32. During the lifetime of Mr. Thomas Blair I secured a picture of the home of Sequoyah purchased by Mr. Blair's father from Sequoyah's widow, together with a statement and affidavit by Mr. Blair as to the facts establishing this house as Sequoyah's home.
33. Last year I made a trip to Fayetteville, Arkansas, where I found and made notes of considerable material in the Washington County court house relating to the history of the Cherokee Indians and other early settlers in the country adjacent to the boundary between that state and the Cherokee Nation. These and other miscellaneous notes and copies of diaries and other manuscripts are in the vault of this Society.

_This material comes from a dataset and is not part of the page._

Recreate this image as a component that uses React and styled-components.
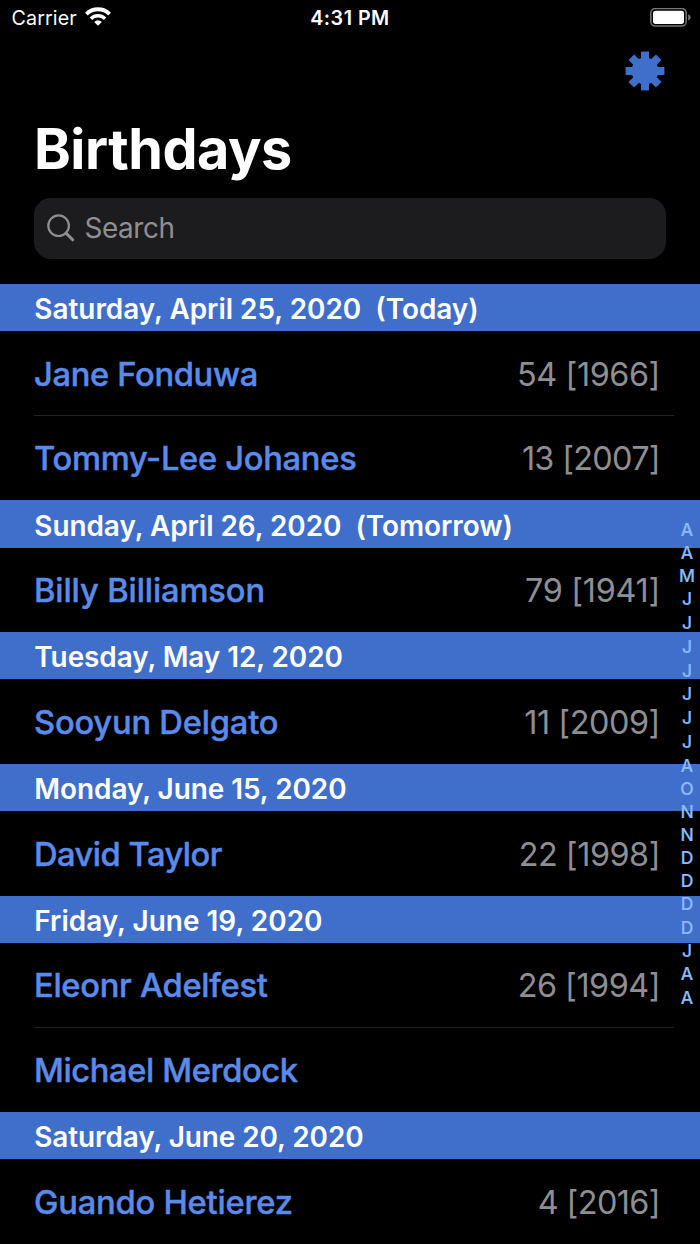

This inventory of material secured by me it is hoped, will be helpful to students and others interested, as probably few members of the Society are aware of its existence. As this material of near nine thousand pages was acquired from time to time and temporarily bound, a rearrangement, classification, indexing and rebinding of much of it is greatly needed in order to make it more accessible and therefore more useful to the student. I intend to give this my attention as soon as I can spare the time and necessary funds and help are available.